### What you should do
Transcribe each line of the material as it is, and drop any picture.

### Records shown
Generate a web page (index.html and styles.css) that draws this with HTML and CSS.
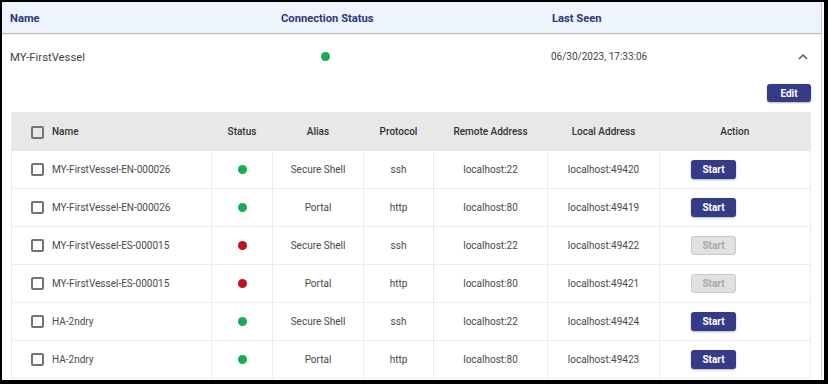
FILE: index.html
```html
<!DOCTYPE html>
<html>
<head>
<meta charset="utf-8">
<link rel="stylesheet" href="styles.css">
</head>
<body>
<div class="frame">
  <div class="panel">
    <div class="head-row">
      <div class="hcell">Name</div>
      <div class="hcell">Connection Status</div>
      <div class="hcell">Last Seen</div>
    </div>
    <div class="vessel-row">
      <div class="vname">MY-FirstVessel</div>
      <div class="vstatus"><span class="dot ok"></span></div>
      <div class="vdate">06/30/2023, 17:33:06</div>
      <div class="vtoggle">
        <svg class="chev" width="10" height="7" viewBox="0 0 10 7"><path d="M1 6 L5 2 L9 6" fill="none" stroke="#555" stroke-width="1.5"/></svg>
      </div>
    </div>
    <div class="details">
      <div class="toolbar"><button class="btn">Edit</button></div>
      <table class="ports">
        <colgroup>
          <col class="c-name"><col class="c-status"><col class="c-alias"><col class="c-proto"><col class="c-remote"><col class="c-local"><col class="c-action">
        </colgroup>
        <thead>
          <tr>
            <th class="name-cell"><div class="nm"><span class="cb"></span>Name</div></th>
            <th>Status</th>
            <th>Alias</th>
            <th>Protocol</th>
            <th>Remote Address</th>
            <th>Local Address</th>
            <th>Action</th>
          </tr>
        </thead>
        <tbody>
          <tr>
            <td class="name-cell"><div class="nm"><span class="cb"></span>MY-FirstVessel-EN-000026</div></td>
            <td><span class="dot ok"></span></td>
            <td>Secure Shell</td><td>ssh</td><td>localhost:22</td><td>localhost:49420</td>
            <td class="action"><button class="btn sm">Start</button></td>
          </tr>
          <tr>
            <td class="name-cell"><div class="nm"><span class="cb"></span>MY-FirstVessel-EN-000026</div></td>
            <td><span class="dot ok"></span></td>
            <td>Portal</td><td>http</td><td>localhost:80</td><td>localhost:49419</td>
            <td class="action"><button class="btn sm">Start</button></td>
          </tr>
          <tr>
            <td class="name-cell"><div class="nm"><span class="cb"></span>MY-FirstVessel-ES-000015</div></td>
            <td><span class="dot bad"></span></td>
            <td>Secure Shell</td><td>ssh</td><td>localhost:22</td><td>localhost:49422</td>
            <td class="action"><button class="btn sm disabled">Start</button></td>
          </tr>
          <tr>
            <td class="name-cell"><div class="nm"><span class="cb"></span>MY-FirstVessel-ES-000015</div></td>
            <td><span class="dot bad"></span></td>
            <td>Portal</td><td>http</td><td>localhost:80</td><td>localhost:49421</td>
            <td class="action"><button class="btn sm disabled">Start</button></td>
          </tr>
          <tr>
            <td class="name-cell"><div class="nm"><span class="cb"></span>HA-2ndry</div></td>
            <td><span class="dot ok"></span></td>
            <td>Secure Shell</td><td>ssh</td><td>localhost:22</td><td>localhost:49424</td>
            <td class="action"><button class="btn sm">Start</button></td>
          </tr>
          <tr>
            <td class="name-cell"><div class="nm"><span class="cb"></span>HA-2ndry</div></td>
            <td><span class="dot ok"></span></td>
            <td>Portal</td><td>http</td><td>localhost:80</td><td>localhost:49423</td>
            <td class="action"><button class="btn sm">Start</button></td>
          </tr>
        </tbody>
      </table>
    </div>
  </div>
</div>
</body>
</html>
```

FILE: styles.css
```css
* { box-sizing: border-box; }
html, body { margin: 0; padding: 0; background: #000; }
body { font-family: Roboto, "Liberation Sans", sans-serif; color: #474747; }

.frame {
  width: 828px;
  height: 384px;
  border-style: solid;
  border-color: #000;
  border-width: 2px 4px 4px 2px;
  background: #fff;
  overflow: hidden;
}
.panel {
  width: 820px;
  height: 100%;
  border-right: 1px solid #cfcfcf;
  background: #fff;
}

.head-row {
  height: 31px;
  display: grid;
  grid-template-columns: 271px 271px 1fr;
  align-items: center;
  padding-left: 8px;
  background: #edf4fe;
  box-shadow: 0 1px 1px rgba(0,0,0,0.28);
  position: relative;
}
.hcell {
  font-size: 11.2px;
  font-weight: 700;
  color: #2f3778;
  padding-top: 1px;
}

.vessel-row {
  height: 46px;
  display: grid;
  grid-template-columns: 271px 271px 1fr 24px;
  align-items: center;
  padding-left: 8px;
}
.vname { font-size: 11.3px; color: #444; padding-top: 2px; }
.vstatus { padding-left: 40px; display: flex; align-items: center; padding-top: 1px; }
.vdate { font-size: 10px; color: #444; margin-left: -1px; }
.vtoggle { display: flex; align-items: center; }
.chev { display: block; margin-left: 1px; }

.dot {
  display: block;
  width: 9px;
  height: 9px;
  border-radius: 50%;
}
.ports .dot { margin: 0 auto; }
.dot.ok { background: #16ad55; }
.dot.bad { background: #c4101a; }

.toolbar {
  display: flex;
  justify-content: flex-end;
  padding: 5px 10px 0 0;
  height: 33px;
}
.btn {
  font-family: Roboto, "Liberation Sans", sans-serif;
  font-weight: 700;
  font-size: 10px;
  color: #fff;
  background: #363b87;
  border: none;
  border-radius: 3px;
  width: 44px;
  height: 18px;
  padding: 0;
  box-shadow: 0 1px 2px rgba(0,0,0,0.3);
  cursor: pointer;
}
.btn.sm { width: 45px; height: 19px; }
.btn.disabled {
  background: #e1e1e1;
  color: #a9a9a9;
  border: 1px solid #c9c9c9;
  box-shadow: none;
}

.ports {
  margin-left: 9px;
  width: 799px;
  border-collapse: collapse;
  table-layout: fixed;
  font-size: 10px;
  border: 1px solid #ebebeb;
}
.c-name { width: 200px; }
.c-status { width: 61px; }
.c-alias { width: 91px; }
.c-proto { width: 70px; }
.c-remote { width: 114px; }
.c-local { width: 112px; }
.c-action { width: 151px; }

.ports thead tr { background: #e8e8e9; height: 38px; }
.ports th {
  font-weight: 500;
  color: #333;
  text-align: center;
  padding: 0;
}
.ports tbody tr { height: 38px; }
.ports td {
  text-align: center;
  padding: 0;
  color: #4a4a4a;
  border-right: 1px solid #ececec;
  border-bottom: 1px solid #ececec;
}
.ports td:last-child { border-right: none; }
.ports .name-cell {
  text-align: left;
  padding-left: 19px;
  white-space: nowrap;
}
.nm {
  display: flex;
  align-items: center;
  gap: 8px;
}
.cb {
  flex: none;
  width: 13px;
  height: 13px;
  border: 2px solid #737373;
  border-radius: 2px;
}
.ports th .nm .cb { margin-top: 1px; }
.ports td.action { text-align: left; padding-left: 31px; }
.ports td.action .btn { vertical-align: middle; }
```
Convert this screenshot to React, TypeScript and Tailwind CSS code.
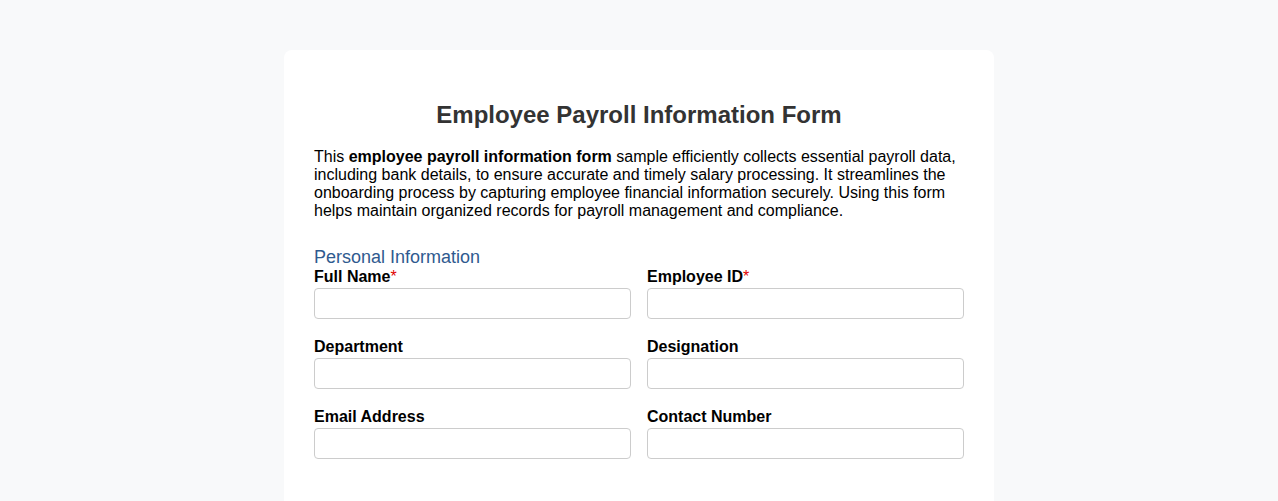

### Worked answer
Generate a web page (index.html and styles.css) that draws this with HTML and CSS.
FILE: index.html
```html
<!DOCTYPE html>
<html>
<head>
<meta charset="utf-8">
<link rel="stylesheet" href="styles.css">
</head>
<body>
<div class="frame">
  <div class="panel">
    <div class="head-row">
      <div class="hcell">Name</div>
      <div class="hcell">Connection Status</div>
      <div class="hcell">Last Seen</div>
    </div>
    <div class="vessel-row">
      <div class="vname">MY-FirstVessel</div>
      <div class="vstatus"><span class="dot ok"></span></div>
      <div class="vdate">06/30/2023, 17:33:06</div>
      <div class="vtoggle">
        <svg class="chev" width="10" height="7" viewBox="0 0 10 7"><path d="M1 6 L5 2 L9 6" fill="none" stroke="#555" stroke-width="1.5"/></svg>
      </div>
    </div>
    <div class="details">
      <div class="toolbar"><button class="btn">Edit</button></div>
      <table class="ports">
        <colgroup>
          <col class="c-name"><col class="c-status"><col class="c-alias"><col class="c-proto"><col class="c-remote"><col class="c-local"><col class="c-action">
        </colgroup>
        <thead>
          <tr>
            <th class="name-cell"><div class="nm"><span class="cb"></span>Name</div></th>
            <th>Status</th>
            <th>Alias</th>
            <th>Protocol</th>
            <th>Remote Address</th>
            <th>Local Address</th>
            <th>Action</th>
          </tr>
        </thead>
        <tbody>
          <tr>
            <td class="name-cell"><div class="nm"><span class="cb"></span>MY-FirstVessel-EN-000026</div></td>
            <td><span class="dot ok"></span></td>
            <td>Secure Shell</td><td>ssh</td><td>localhost:22</td><td>localhost:49420</td>
            <td class="action"><button class="btn sm">Start</button></td>
          </tr>
          <tr>
            <td class="name-cell"><div class="nm"><span class="cb"></span>MY-FirstVessel-EN-000026</div></td>
            <td><span class="dot ok"></span></td>
            <td>Portal</td><td>http</td><td>localhost:80</td><td>localhost:49419</td>
            <td class="action"><button class="btn sm">Start</button></td>
          </tr>
          <tr>
            <td class="name-cell"><div class="nm"><span class="cb"></span>MY-FirstVessel-ES-000015</div></td>
            <td><span class="dot bad"></span></td>
            <td>Secure Shell</td><td>ssh</td><td>localhost:22</td><td>localhost:49422</td>
            <td class="action"><button class="btn sm disabled">Start</button></td>
          </tr>
          <tr>
            <td class="name-cell"><div class="nm"><span class="cb"></span>MY-FirstVessel-ES-000015</div></td>
            <td><span class="dot bad"></span></td>
            <td>Portal</td><td>http</td><td>localhost:80</td><td>localhost:49421</td>
            <td class="action"><button class="btn sm disabled">Start</button></td>
          </tr>
          <tr>
            <td class="name-cell"><div class="nm"><span class="cb"></span>HA-2ndry</div></td>
            <td><span class="dot ok"></span></td>
            <td>Secure Shell</td><td>ssh</td><td>localhost:22</td><td>localhost:49424</td>
            <td class="action"><button class="btn sm">Start</button></td>
          </tr>
          <tr>
            <td class="name-cell"><div class="nm"><span class="cb"></span>HA-2ndry</div></td>
            <td><span class="dot ok"></span></td>
            <td>Portal</td><td>http</td><td>localhost:80</td><td>localhost:49423</td>
            <td class="action"><button class="btn sm">Start</button></td>
          </tr>
        </tbody>
      </table>
    </div>
  </div>
</div>
</body>
</html>
```

FILE: styles.css
```css
* { box-sizing: border-box; }
html, body { margin: 0; padding: 0; background: #000; }
body { font-family: Roboto, "Liberation Sans", sans-serif; color: #474747; }

.frame {
  width: 828px;
  height: 384px;
  border-style: solid;
  border-color: #000;
  border-width: 2px 4px 4px 2px;
  background: #fff;
  overflow: hidden;
}
.panel {
  width: 820px;
  height: 100%;
  border-right: 1px solid #cfcfcf;
  background: #fff;
}

.head-row {
  height: 31px;
  display: grid;
  grid-template-columns: 271px 271px 1fr;
  align-items: center;
  padding-left: 8px;
  background: #edf4fe;
  box-shadow: 0 1px 1px rgba(0,0,0,0.28);
  position: relative;
}
.hcell {
  font-size: 11.2px;
  font-weight: 700;
  color: #2f3778;
  padding-top: 1px;
}

.vessel-row {
  height: 46px;
  display: grid;
  grid-template-columns: 271px 271px 1fr 24px;
  align-items: center;
  padding-left: 8px;
}
.vname { font-size: 11.3px; color: #444; padding-top: 2px; }
.vstatus { padding-left: 40px; display: flex; align-items: center; padding-top: 1px; }
.vdate { font-size: 10px; color: #444; margin-left: -1px; }
.vtoggle { display: flex; align-items: center; }
.chev { display: block; margin-left: 1px; }

.dot {
  display: block;
  width: 9px;
  height: 9px;
  border-radius: 50%;
}
.ports .dot { margin: 0 auto; }
.dot.ok { background: #16ad55; }
.dot.bad { background: #c4101a; }

.toolbar {
  display: flex;
  justify-content: flex-end;
  padding: 5px 10px 0 0;
  height: 33px;
}
.btn {
  font-family: Roboto, "Liberation Sans", sans-serif;
  font-weight: 700;
  font-size: 10px;
  color: #fff;
  background: #363b87;
  border: none;
  border-radius: 3px;
  width: 44px;
  height: 18px;
  padding: 0;
  box-shadow: 0 1px 2px rgba(0,0,0,0.3);
  cursor: pointer;
}
.btn.sm { width: 45px; height: 19px; }
.btn.disabled {
  background: #e1e1e1;
  color: #a9a9a9;
  border: 1px solid #c9c9c9;
  box-shadow: none;
}

.ports {
  margin-left: 9px;
  width: 799px;
  border-collapse: collapse;
  table-layout: fixed;
  font-size: 10px;
  border: 1px solid #ebebeb;
}
.c-name { width: 200px; }
.c-status { width: 61px; }
.c-alias { width: 91px; }
.c-proto { width: 70px; }
.c-remote { width: 114px; }
.c-local { width: 112px; }
.c-action { width: 151px; }

.ports thead tr { background: #e8e8e9; height: 38px; }
.ports th {
  font-weight: 500;
  color: #333;
  text-align: center;
  padding: 0;
}
.ports tbody tr { height: 38px; }
.ports td {
  text-align: center;
  padding: 0;
  color: #4a4a4a;
  border-right: 1px solid #ececec;
  border-bottom: 1px solid #ececec;
}
.ports td:last-child { border-right: none; }
.ports .name-cell {
  text-align: left;
  padding-left: 19px;
  white-space: nowrap;
}
.nm {
  display: flex;
  align-items: center;
  gap: 8px;
}
.cb {
  flex: none;
  width: 13px;
  height: 13px;
  border: 2px solid #737373;
  border-radius: 2px;
}
.ports th .nm .cb { margin-top: 1px; }
.ports td.action { text-align: left; padding-left: 31px; }
.ports td.action .btn { vertical-align: middle; }
```
Convert this screenshot to React, TypeScript and Tailwind CSS code.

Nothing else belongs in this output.